A.I.’s un-learning problem: Researchers say it’s virtually impossible to make an A.I. model ‘forget’ the things it learns from private user data

@assassin_aragorn · 2 years ago

A.I.’s un-learning problem: Researchers say it’s virtually impossible to make an A.I. model ‘forget’ the things it learns from private user data

@orclev · 2 years ago

While it glosses over a lot of details it’s not fundamentally wrong in any fashion. A LLM does not in any meaningful fashion “know” anything. Training an LLM is training it on what words are used in relation to each other in different contexts. It’s like training someone to sing a song in a foreign language they don’t know.
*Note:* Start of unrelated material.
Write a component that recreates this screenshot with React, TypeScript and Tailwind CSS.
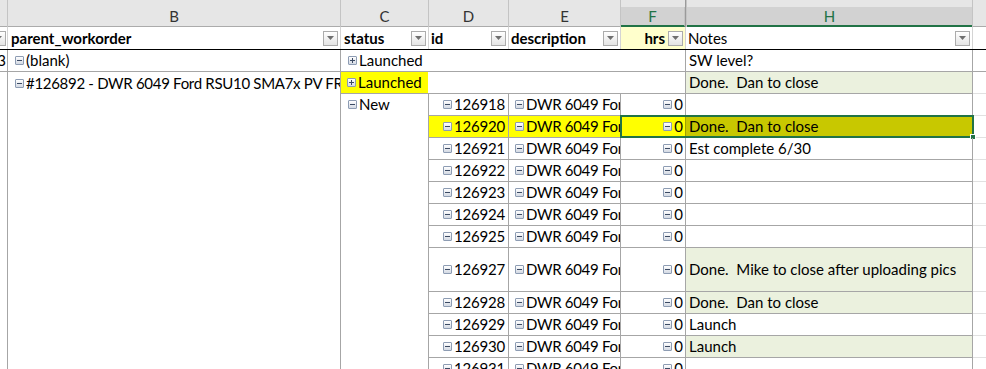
import React from 'react';

const font = "font-['Lato',sans-serif]";

function Tog({ plus }: { plus?: boolean }) {
  return (
    <span className="relative inline-block w-[9px] h-[9px] border border-[#8d9cb3] bg-linear-to-b from-white to-[#d3d9e3] rounded-[1px] mr-[2px] shrink-0">
      <span className="absolute left-[1px] right-[1px] top-[3px] h-[1px] bg-[#3b4a63]" />
      {plus && <span className="absolute top-[1px] bottom-[1px] left-[3px] w-[1px] bg-[#3b4a63]" />}
    </span>
  );
}

function Drop() {
  return (
    <span className="flex items-center justify-center w-[15px] h-[15px] border border-[#acacac] bg-linear-to-b from-white to-[#e4e4e4] shrink-0">
      <svg width="7" height="4" viewBox="0 0 7 4">
        <path d="M0 0h7L3.5 4z" fill="#6f6f6f" />
      </svg>
    </span>
  );
}

type Row = { id: string; note?: string; hl?: boolean; green?: boolean; tall?: boolean; status?: string };

const rows: Row[] = [
  { id: '126918', status: 'New' },
  { id: '126920', note: 'Done.  Dan to close', hl: true },
  { id: '126921', note: 'Est complete 6/30' },
  { id: '126922' },
  { id: '126923' },
  { id: '126924' },
  { id: '126925' },
  { id: '126927', note: 'Done.  Mike to close after uploading pics', green: true, tall: true },
  { id: '126928', note: 'Done.  Dan to close', green: true },
  { id: '126929', note: 'Launch' },
  { id: '126930', note: 'Launch', green: true },
  { id: '126931' },
];

const bd = 'border-[#a6a6a6]';

function LetterRow() {
  const cell = 'h-[27px] border-r border-[#c4c4c4] flex items-end';
  const letter = (l: string, w: string) => (
    <div className={`${cell} ${w}`}>
      <div className="w-full h-[20px] flex items-center justify-center text-[15px] border-b border-[#ababab] text-[#333]">
        {l}
      </div>
    </div>
  );
  return (
    <div className="flex bg-[#e6e6e6]">
      <div className={`${cell} w-[8px]`}>
        <div className="w-full h-[20px] border-b border-[#ababab]" />
      </div>
      {letter('B', 'w-[333px]')}
      {letter('C', 'w-[88px]')}
      {letter('D', 'w-[80px]')}
      {letter('E', 'w-[112px]')}
      <div className={`${cell} w-[65px] border-r-[#9a9a9a]`}>
        <div className="w-full h-[20px] flex items-center justify-center text-[15px] bg-[#d2d2d2] border-b-2 border-[#217346] text-[#217346] border-r border-r-[#c4c4c4]">
          F
        </div>
      </div>
      <div className={`${cell} w-[287px] border-l border-l-[#c4c4c4]`}>
        <div className="w-full h-[20px] flex items-center justify-center text-[15px] bg-[#d2d2d2] border-b-2 border-[#217346] text-[#217346]">
          H
        </div>
      </div>
      <div className="flex-1 h-[27px] flex items-end">
        <div className="w-full h-[20px] border-b border-[#ababab]" />
      </div>
    </div>
  );
}

function HeaderRow() {
  const c = 'h-[22px] border-r border-[#d4d4d4] flex items-center overflow-hidden';
  return (
    <div className="flex border-b border-black font-bold">
      <div className={`${c} w-[8px] justify-end`}>
        <span className="mr-[1px] flex">
          <Drop />
        </span>
      </div>
      <div className={`${c} w-[333px] pl-[3px] pr-[2px] justify-between`}>
        <span>parent_workorder</span>
        <Drop />
      </div>
      <div className={`${c} w-[88px] pl-[3px] pr-[2px] justify-between`}>
        <span>status</span>
        <Drop />
      </div>
      <div className={`${c} w-[80px] pl-[2px] pr-[2px] justify-between`}>
        <span>id</span>
        <Drop />
      </div>
      <div className={`${c} w-[112px] pl-[2px] pr-[2px] justify-between`}>
        <span>description</span>
        <Drop />
      </div>
      <div className={`${c} w-[65px] pr-[2px] justify-end gap-[3px] bg-[#ffffcc]`}>
        <span>hrs</span>
        <Drop />
      </div>
      <div className={`${c} w-[287px] pl-[2px] pr-[2px] justify-between font-normal`}>
        <span>Notes</span>
        <Drop />
      </div>
      <div className="flex-1" />
    </div>
  );
}

function DataRow({ r }: { r: Row }) {
  const h = r.tall ? 'h-[44px]' : 'h-[22px]';
  const yel = r.hl ? 'bg-[#ffff00]' : '';
  const noteBg = r.hl ? 'bg-[#c8c800]' : r.green ? 'bg-[#ebf1de]' : '';
  return (
    <div className={`flex ${h} relative`}>
      <div className={`w-[8px] border-r ${bd}`} />
      <div className={`w-[333px] border-r ${bd}`} />
      <div className={`w-[88px] border-r ${bd} flex items-start pl-[7px] pt-[3px]`}>
        {r.status && (
          <span className="flex items-center">
            <Tog />
            {r.status}
          </span>
        )}
      </div>
      <div className={`w-[80px] border-r border-b ${bd} ${yel} flex items-center justify-end pr-[3px] tracking-[-0.2px]`}>
        <Tog />
        {r.id}
      </div>
      <div className={`w-[112px] border-r border-b ${bd} ${yel} flex items-center pl-[6px] overflow-hidden whitespace-nowrap tracking-[-0.3px]`}>
        <Tog />
        DWR 6049 Ford RSU10 SMA7x PV FRM
      </div>
      <div className={`w-[65px] border-r border-b ${bd} ${yel} ${r.hl ? 'border-r-[#a0a000]' : ''} flex items-center justify-end pr-[2px]`}>
        <Tog />0
      </div>
      <div className={`w-[287px] border-r border-b ${bd} ${noteBg} flex items-center pl-[3px] whitespace-pre`}>
        {r.note}
      </div>
      <div className="flex-1 border-b border-[#e1e1e1]" />
      {r.hl && (
        <div className="absolute left-[620px] -top-[1px] w-[354px] h-[23px] border-2 border-[#217346]">
          <div className="absolute -right-[4px] -bottom-[4px] w-[6px] h-[6px] bg-[#217346] border border-white" />
        </div>
      )}
    </div>
  );
}

export default function App() {
  return (
    <div className={`w-[986px] h-[369px] overflow-hidden bg-white text-black text-[15px] leading-none ${font}`}>
      <LetterRow />
      <HeaderRow />
      {/* (blank) row */}
      <div className="flex h-[22px] border-b border-[#a6a6a6]">
        <div className={`w-[8px] border-r ${bd} flex items-center justify-end overflow-hidden pr-[1px]`}>
          <span>13</span>
        </div>
        <div className={`w-[333px] border-r ${bd} flex items-center pl-[7px]`}>
          <Tog />
          (blank)
        </div>
        <div className={`w-[345px] border-r ${bd} flex items-center pl-[7px]`}>
          <Tog plus />
          Launched
        </div>
        <div className={`w-[287px] border-r ${bd} flex items-center pl-[3px]`}>SW level?</div>
        <div className="flex-1" />
      </div>
      {/* parent row */}
      <div className="flex h-[22px]">
        <div className={`w-[8px] border-r ${bd}`} />
        <div className={`w-[333px] border-r ${bd} flex items-center pl-[7px] overflow-hidden whitespace-nowrap tracking-[-0.3px]`}>
          <Tog />
          #126892 - DWR 6049 Ford RSU10 SMA7x PV FRM
        </div>
        <div className={`w-[345px] border-r border-b ${bd} flex`}>
          <div className="w-[87px] bg-[#ffff00] flex items-center pl-[6px]">
            <Tog plus />
            Launched
          </div>
        </div>
        <div className={`w-[287px] border-r border-b ${bd} bg-[#ebf1de] flex items-center pl-[3px] whitespace-pre`}>
          Done.  Dan to close
        </div>
        <div className="flex-1 border-b border-[#e1e1e1]" />
      </div>
      {rows.map((r) => (
        <DataRow key={r.id} r={r} />
      ))}
    </div>
  );
}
They can repeat the sounds and may even recognize when certain words often occur in proximity to each other, but that’s a far cry from actually understanding those words.

A LLM is in no way shape or form anything even remotely like a AGI. I wouldn’t even classify a LLM as AI. LLM are machine learning.

The entire point I was trying to make though is that a LLM does not store specific training data, rather what it stores is more like the hashed results of its training data. It’s a one way transform, there is absolutely no way to start at the finished model and drive it backwards to derive its training input. You could probably show from its output that it’s highly likely some specific piece of data was used to train it, but even that isn’t absolutely certain. Nor can you point at any given piece of the model and say what specific part of the training data it corresponds to or vice versa. Because of that it’s impossible to pluck out some specfic piece of data from the model. The only way to remove data from the model is to throw the model away and train a new model from the original training data with the specific data removed from it.